Art Acevedo, Houston's Police chief, wants to make the department work in a more innovative way because he is a big believer in the advantages of analyzing crime data.

While announcing the 2017 edition of the March on Crime initiative, Acevedo said there are some trends about crime that can be detected through data analysis.

Acevedo has been on the job for only three months, but has made clear that one of his goals is turning the Houston Police Department (HPD) into a more data-driven law enforcement agency.

"You can almost move into a predictive model where you might be able to determine, based on previous patterns of crime, what should we expect at any given month based on a deep dive, an analysis, of three to five years of crime data," the chief noted during a press conference held at HPD's headquarters, which was also attended by City Council members Robert Gallegos and Amanda Edwards, as well as City Controller, Chris Brown.

Acevedo says the conclusions of that deep dive could help him decide where to locate or occasionally relocate his officers by moving the department's resources.

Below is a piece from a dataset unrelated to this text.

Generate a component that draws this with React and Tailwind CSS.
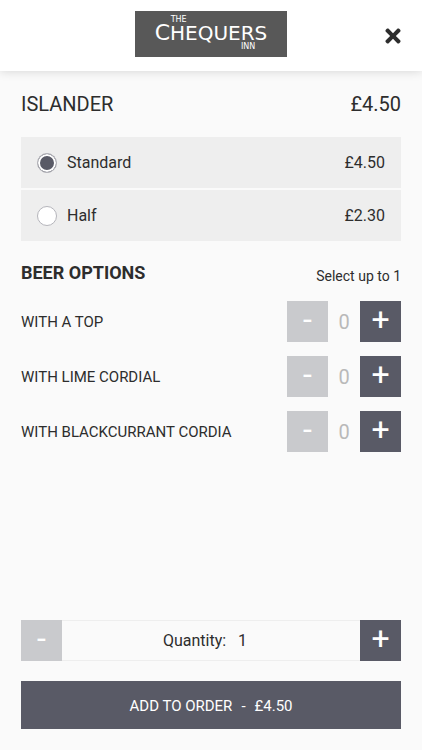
import React, { useState } from 'react';
import { FaTimes } from 'react-icons/fa';

const sizes = [
    { id: 'standard', name: 'Standard', price: 4.5 },
    { id: 'half', name: 'Half', price: 2.3 }
];

const extras = [
    { id: 'top', name: 'WITH A TOP' },
    { id: 'lime', name: 'WITH LIME CORDIAL' },
    { id: 'blackcurrant', name: 'WITH BLACKCURRANT CORDIA' }
];

const MAX_EXTRAS = 1;

const formatPrice = (value) => `£${value.toFixed(2)}`;

function StepButton({ sign, label, disabled, onClick }) {
    return (
        <button
            type="button"
            aria-label={label}
            disabled={disabled}
            onClick={onClick}
            className="flex size-[41px] shrink-0 items-center justify-center bg-[#595a66] pb-1.5 text-[32px] leading-none text-white disabled:bg-[#c9cacd]"
        >
            {sign}
        </button>
    );
}

function Logo() {
    return (
        <div className="flex h-[46px] w-[152px] flex-col items-center justify-center bg-[#585858] font-['DejaVu_Sans',sans-serif] text-white">
            <div className="flex flex-col">
                <span className="pl-4 text-[8px] leading-[8px]">THE</span>
                <span className="text-[20px] leading-[18px] whitespace-nowrap">
                    <span className="text-[22px] leading-[18px]">C</span>HEQUERS
                </span>
                <span className="pr-3 text-right text-[8px] leading-[10px]">INN</span>
            </div>
        </div>
    );
}

function App() {
    const [size, setSize] = useState('standard');
    const [counts, setCounts] = useState({});
    const [quantity, setQuantity] = useState(1);

    const selected = sizes.find((s) => s.id === size);
    const extrasTotal = Object.values(counts).reduce((sum, n) => sum + n, 0);

    const changeCount = (id, step) => {
        setCounts({ ...counts, [id]: (counts[id] || 0) + step });
    };

    return (
        <div className="flex min-h-screen flex-col bg-[#fafafa] font-[Roboto,sans-serif] text-[#2d2d2d]">
            <header className="grid grid-cols-[1fr_auto_1fr] items-center bg-white px-[18px] pt-[11px] pb-[14px] shadow-[0_0_10px_rgba(0,0,0,0.16)]">
                <span />
                <Logo />
                <button type="button" aria-label="Close" className="justify-self-end pt-1">
                    <FaTimes size={22} />
                </button>
            </header>

            <main className="flex flex-col px-[21px] pt-[19px]">
                <div className="flex items-center justify-between text-xl leading-7">
                    <h1>ISLANDER</h1>
                    <span>{formatPrice(selected.price)}</span>
                </div>

                <div className="mt-[19px] flex flex-col gap-0.5">
                    {sizes.map((option) => (
                        <label
                            key={option.id}
                            className="flex h-[51px] items-center bg-[#eee] px-4 text-base"
                        >
                            <input
                                type="radio"
                                name="size"
                                value={option.id}
                                checked={size === option.id}
                                onChange={() => setSize(option.id)}
                                className="size-5 appearance-none rounded-full border border-[#b5b5bb] bg-white checked:bg-[#595a66] checked:shadow-[inset_0_0_0_2px_white]"
                            />
                            <span className="ml-[10px] flex-1">{option.name}</span>
                            <span>{formatPrice(option.price)}</span>
                        </label>
                    ))}
                </div>

                <div className="mt-[18px] flex items-end justify-between">
                    <h2 className="text-lg leading-7 font-bold">BEER OPTIONS</h2>
                    <span className="text-sm leading-[22px]">Select up to {MAX_EXTRAS}</span>
                </div>

                <div className="mt-[14px] flex flex-col gap-[14px]">
                    {extras.map((extra) => {
                        const count = counts[extra.id] || 0;
                        return (
                            <div key={extra.id} className="flex items-center justify-between">
                                <span className="pt-0.5 text-[15px]">{extra.name}</span>
                                <div className="flex items-center">
                                    <StepButton
                                        sign="-"
                                        label={`Remove ${extra.name}`}
                                        disabled={count === 0}
                                        onClick={() => changeCount(extra.id, -1)}
                                    />
                                    <span className="w-8 text-center text-xl text-[#b9b9b9]">{count}</span>
                                    <StepButton
                                        sign="+"
                                        label={`Add ${extra.name}`}
                                        onClick={() => extrasTotal < MAX_EXTRAS && changeCount(extra.id, 1)}
                                    />
                                </div>
                            </div>
                        );
                    })}
                </div>
            </main>

            <footer className="mt-auto flex flex-col gap-5 px-[21px] pt-5 pb-[21px]">
                <div className="flex">
                    <StepButton
                        sign="-"
                        label="Decrease quantity"
                        disabled={quantity === 1}
                        onClick={() => setQuantity(quantity - 1)}
                    />
                    <div className="flex flex-1 items-center justify-center gap-3 border-y border-[#eee] pr-3 text-base">
                        <span>Quantity:</span>
                        <span>{quantity}</span>
                    </div>
                    <StepButton
                        sign="+"
                        label="Increase quantity"
                        onClick={() => setQuantity(quantity + 1)}
                    />
                </div>
                <button
                    type="button"
                    className="flex h-12 items-center justify-center gap-[9px] bg-[#595a66] pt-0.5 text-[15px] text-white"
                >
                    <span>ADD TO ORDER</span>
                    <span>-</span>
                    <span>{formatPrice(selected.price * quantity)}</span>
                </button>
            </footer>
        </div>
    );
}

export default App;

The chief is focusing this year's March on Crime on gang related violence, human trafficking and residential burglaries, but strengthening traffic enforcement is also on the list of priorities.

However, the effort will go beyond that.

"We have 17 different area coordinators that are gonna not only touch those topics that the chief wants to do, but we know they have their own area problems going on and those coordinators are gonna address those topics with those citizens in that community," explains officer John Williams.

Being more proactive to help Houston's homeless population will also be part of the initiative.

All this comes as HPD is understaffed by several hundred officers.